Because, right, otherwise his campaign seems doomed.

geoffrey.skelley: That’s the equivalent of trying to hit a miracle bank shot in billiards, but yes, that’s probably Pence’s best chance.

maryr: If the primary shifted enough that Trump was no longer the odds-on favorite, I agree that that could lead to all kinds of crazy outcomes. That said, I don’t think that anybody in the field right now could appeal to a newly formed anti-Trump GOP electorate — they’re either too Trumpy or too disliked.

geoffrey.skelley: Thing is, Trump isn’t dropping out anytime soon (if he ever does, of course), and Pence isn’t going to have the money to hang around until the spring and hope that all this comes to pass. Candidates like DeSantis, Haley, Sen. Tim Scott and businessman Vivek Ramaswamy — even North Dakota Gov. Doug Burgum, because he’s so wealthy — have a better shot at doing that.

But the only way Pence survives longer is by making the debate stage and staying relevant. So his shift in rhetoric to a more vocally anti-Trump posture makes sense in that context.

nrakich: Right, I think my argument does primarily boil down to the money. Pence’s fundraising in the second quarter of 2023 was abysmal: only $1.2 million in 26 days, which was the third-worst rate of fundraising among major Republican candidates. And I think there is a consistent supply of money on the anti-Trump side of the party that Pence could really use access to.

maryr: “Staying relevant,” Geoffrey? Is he relevant now?

nrakich: You’re proving my point, Mary! He could become more relevant if he becomes the race’s leading anti-Trump voice.

gelliottmorris: It sounds like we’re saying going full anti-Trump might help Pence’s campaign raise money, and it’s hard to become even more unpopular when you’re at 6 percent. So, maybe the calculation is: potential upside, little downside?

nrakich: Now you’re coming ’round, Elliott! ????

geoffrey.skelley: He’s already on life support, so why not beep a bit longer?

gelliottmorris: I just think this is moot until Trump is gone. Historically, you can count on one hand the number of candidates with high name recognition who have gone from 5 percent in the polls to winning the nomination (I’m thinking here about Hubert Humphrey in 1968, and he likely only got in because of the chaos of that year’s calendar and the assassination of Robert F. Kennedy).
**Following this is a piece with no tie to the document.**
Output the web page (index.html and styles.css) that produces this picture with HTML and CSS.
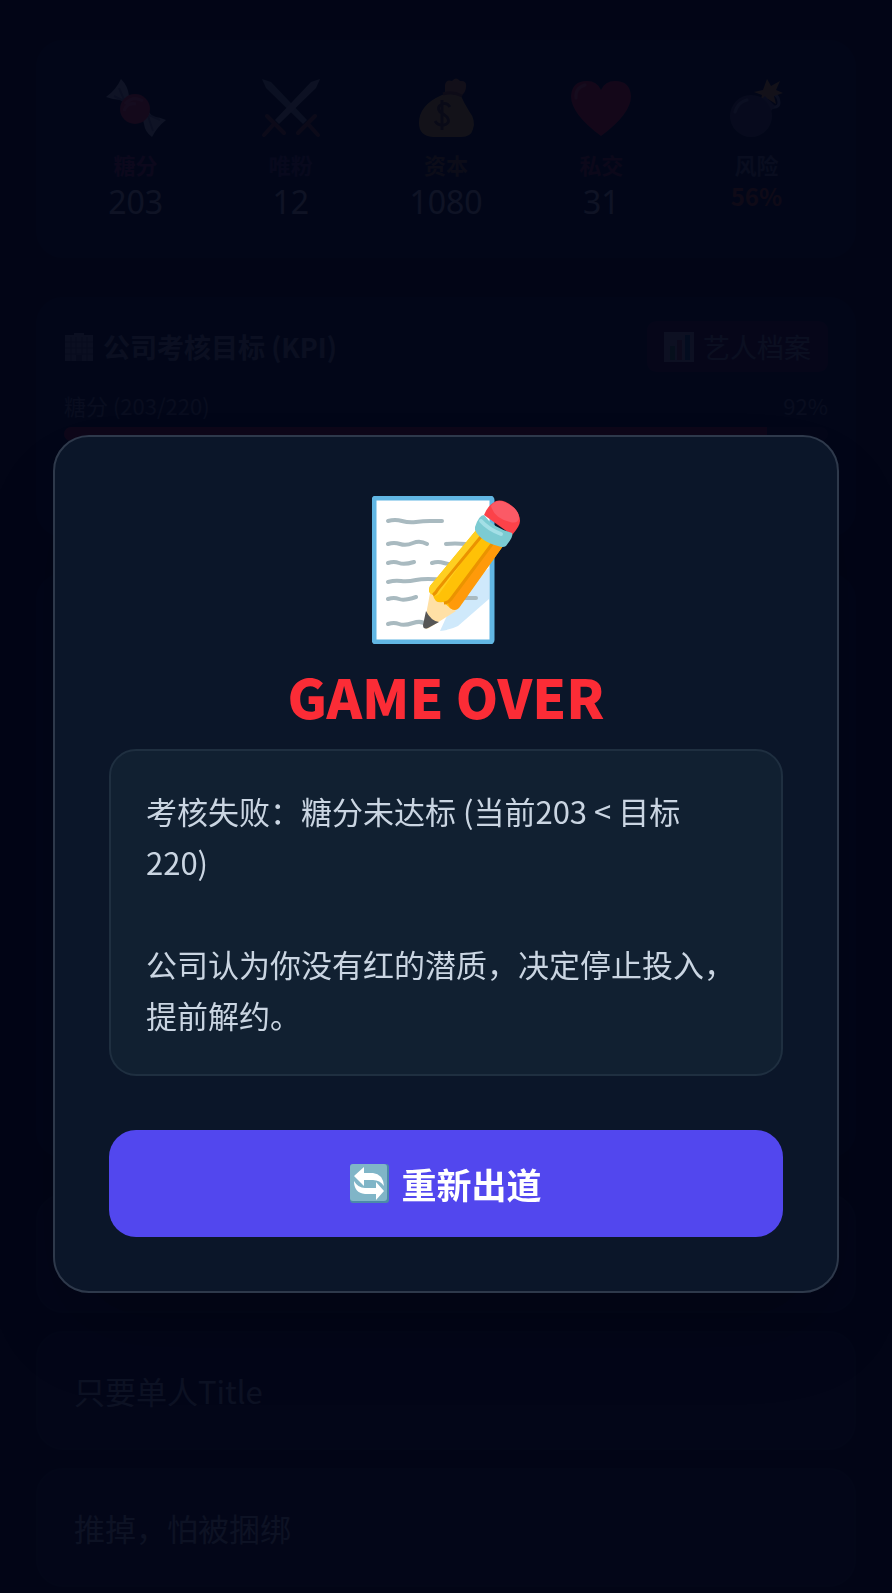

Arguably, Trump managed to do that in 2016 by presenting a new and uniquely Trumpy ideological vision for the party. What is Pence’s vision, though, and what sets him apart? 

geoffrey.skelley: And it’s hard to know if Trump will ever be gone. He may already be the presumptive nominee by the time his first criminal trial starts in late March. Around half the delegates in the GOP primary will have been allocated by mid-March, and the candidate leading at that point in the primary usually goes on to win the nomination. 

maryr: There also have been rumors that DeSantis donors have been looking for a new candidate to back since his campaign has been struggling. Do we think there’s a chance that Pence could catch their eye? 

nrakich: Good question, Mary. No, I don’t think Pence would have access to those donors. If you’re supporting DeSantis, you are generally OK with the direction in which Trump has taken the party — you just want to move on from Trump specifically for some reason (e.g., maybe you think Trump can’t beat Biden). And I think Pence has already edged too far into anti-Trump-landia to appeal to those people.

geoffrey.skelley: Lot of heavy drinking these days in anti-Trump-landia.

gelliottmorris: The best thing Pence could do for his campaign is to take the other candidates to dinner, buy them a bottle of Macallan 30 and convince them to drop out. (For legal reasons, this is a joke.)

geoffrey.skelley: Hey, you’re allowed to talk and coordinate, like we saw Democrats do just before Super Tuesday in 2020 by lining up behind Biden. Better that than the lack of coordination among Republicans late in the 2016 primary, when Sen. Ted Cruz thought then-Ohio Gov. John Kasich would stay in against Trump and dropped out, only for Kasich to up and drop out the day after Cruz did.

maryr: Even if Trump were gone, Pence may not be the one to benefit. Likely Republican primary voters who say they plan to vote for Trump have the worst impression of Pence, according to The New York Times/Siena College. In that poll, Pence’s favorability is underwater with Trump primary voters by 18 points, but he’s above water with voters planning to vote for DeSantis or other candidates. So that may mean that he could consolidate some of the voters who right now aren’t in Trump’s camp, but that Trump dropping out doesn’t help him that much. 

gelliottmorris: Great find, Mary. Those not-Trump (as opposed to anti-Trump) Republican voters are also likelier than Trump voters to say they would prefer “a candidate who focuses on restoring law and order in our streets and at the border” to one who “focuses on defeating radical ‘woke’ ideology in our schools, media and culture”; are likelier than Trump supporters to prefer “a candidate who says that the government should stay out of deciding what corporations can support” instead of one who “promises to fight corporations that promote ‘woke’ left ideology”; and likelier to support a candidate who “promises to protect individual freedom” instead of “[protecting] traditional values.”

To me, that sounds a lot like the campaign Pence wants to run — or at least it describes him better than it describes, say, DeSantis. So I think what I take away from the poll is that as long as Trump is the central issue of the campaign, Pence will flounder by virtue of being opposed to him. In that environment, maybe it makes financial or media sense to campaign hard against him, though it won’t win him more votes.

But if, perhaps by act of God, the party and discourse about the primary can move beyond Trump, he could have a real shot by running a more traditional campaign. 

maryr: A big challenge for him, though: 54 percent of voters in that poll say they plan to vote for Trump. So even if the rest of the voters look more Pence-friendly, there may not be enough of them.